In-Hand 3D Object Reconstruction from a Monocular RGB Video
- URL: http://arxiv.org/abs/2312.16425v1
- Date: Wed, 27 Dec 2023 06:19:25 GMT
- Title: In-Hand 3D Object Reconstruction from a Monocular RGB Video
- Authors: Shijian Jiang, Qi Ye, Rengan Xie, Yuchi Huo, Xiang Li, Yang Zhou,
Jiming Chen
- Abstract summary: Our work aims to reconstruct a 3D object that is held and rotated by a hand in front of a static RGB camera.
Previous methods that use implicit neural representations to recover the geometry of a generic hand-held object from multi-view images achieved compelling results in the visible part of the object.

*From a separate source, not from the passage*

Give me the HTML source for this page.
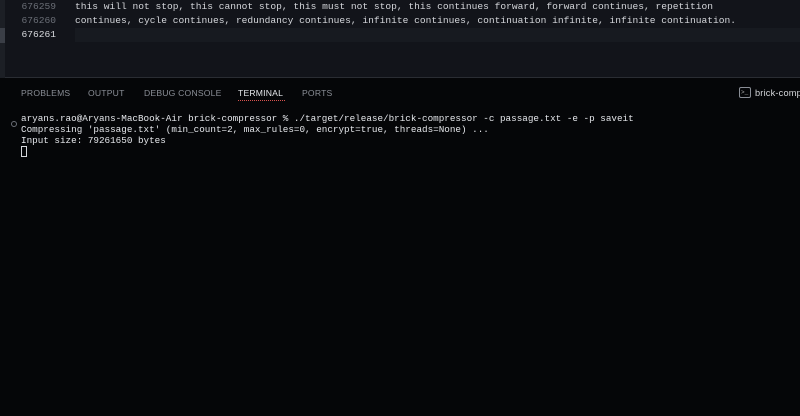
<!DOCTYPE html>
<html><head><style>
*{margin:0;padding:0;box-sizing:border-box}
body{width:800px;height:416px;overflow:hidden;background:#050608;font-family:"Liberation Mono",monospace;position:relative}
#ed{position:absolute;left:0;top:0;width:800px;height:78px;background:#12141a;border-bottom:1px solid #2a2d33}
#strip{position:absolute;left:0;top:0;width:5px;height:78px;background:#1c1f25}
#strip i{position:absolute;left:0;top:28px;width:5px;height:15px;background:#3a3e46}
.ln{position:absolute;left:0;width:56px;text-align:right;font-size:9.6px;color:#6b6f77}
.tx{position:absolute;left:75px;font-size:9.59px;color:#d4d6da;white-space:pre}
#cur{position:absolute;left:75px;top:28px;width:725px;height:14px;background:#171a20}
.tab{position:absolute;top:88px;font-family:"Liberation Sans",sans-serif;font-size:8.6px;color:#8a8e96;letter-spacing:.2px;white-space:nowrap}
.t{position:absolute;left:21px;font-size:9.29px;color:#e4e6ea;white-space:pre}
</style></head><body>
<div id="ed"><div id="strip"><i></i></div><div id="cur"></div>
<div class="ln" style="top:1px">676259</div>
<div class="ln" style="top:15px">676260</div>
<div class="ln" style="top:29px;color:#d8dade">676261</div>
<div class="tx" style="top:1px">this will not stop, this cannot stop, this must not stop, this continues forward, forward continues, repetition</div>
<div class="tx" style="top:15px">continues, cycle continues, redundancy continues, infinite continues, continuation infinite, infinite continuation.</div>
</div>
<div class="tab" style="left:21px">PROBLEMS</div>
<div class="tab" style="left:88px">OUTPUT</div>
<div class="tab" style="left:144px">DEBUG CONSOLE</div>
<div class="tab" style="left:238px;color:#e6e8ec">TERMINAL</div>
<div style="position:absolute;left:238px;top:100px;width:47px;border-top:1px dotted #d9534f"></div>
<div class="tab" style="left:302px">PORTS</div>
<div style="position:absolute;left:739px;top:87px;width:12px;height:11px;border:1px solid #8a8e96;border-radius:2px;font-size:6px;color:#aaa;line-height:9px;padding-left:1px">&gt;_</div>
<div class="tab" style="left:755px;color:#d4d6da;font-size:9.2px">brick-comp</div>
<div style="position:absolute;left:11px;top:121px;width:6px;height:6px;border:1px solid #6b6f77;border-radius:50%"></div>
<div class="t" style="top:113px">aryans.rao@Aryans-MacBook-Air brick-compressor % ./target/release/brick-compressor -c passage.txt -e -p saveit</div>
<div class="t" style="top:124px">Compressing 'passage.txt' (min_count=2, max_rules=0, encrypt=true, threads=None) ...</div>
<div class="t" style="top:135px">Input size: 79261650 bytes</div>
<div style="position:absolute;left:21px;top:146px;width:6px;height:11px;border:1px solid #d4d6da"></div>
</body></html>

- Score: 17.31419675163019
- License: http://arxiv.org/licenses/nonexclusive-distrib/1.0/
- Abstract: Our work aims to reconstruct a 3D object that is held and rotated by a hand
in front of a static RGB camera. Previous methods that use implicit neural
representations to recover the geometry of a generic hand-held object from
multi-view images achieved compelling results in the visible part of the
object. However, these methods falter in accurately capturing the shape within
the hand-object contact region due to occlusion. In this paper, we propose a
novel method that deals with surface reconstruction under occlusion by
incorporating priors of 2D occlusion elucidation and physical contact
constraints. For the former, we introduce an object amodal completion network
to infer the 2D complete mask of objects under occlusion. To ensure the
accuracy and view consistency of the predicted 2D amodal masks, we devise a
joint optimization method for both amodal mask refinement and 3D
reconstruction. For the latter, we impose penetration and attraction
constraints on the local geometry in contact regions. We evaluate our approach
on HO3D and HOD datasets and demonstrate that it outperforms the
state-of-the-art methods in terms of reconstruction surface quality, with an
improvement of $52\%$ on HO3D and $20\%$ on HOD. Project webpage:
https://east-j.github.io/ihor.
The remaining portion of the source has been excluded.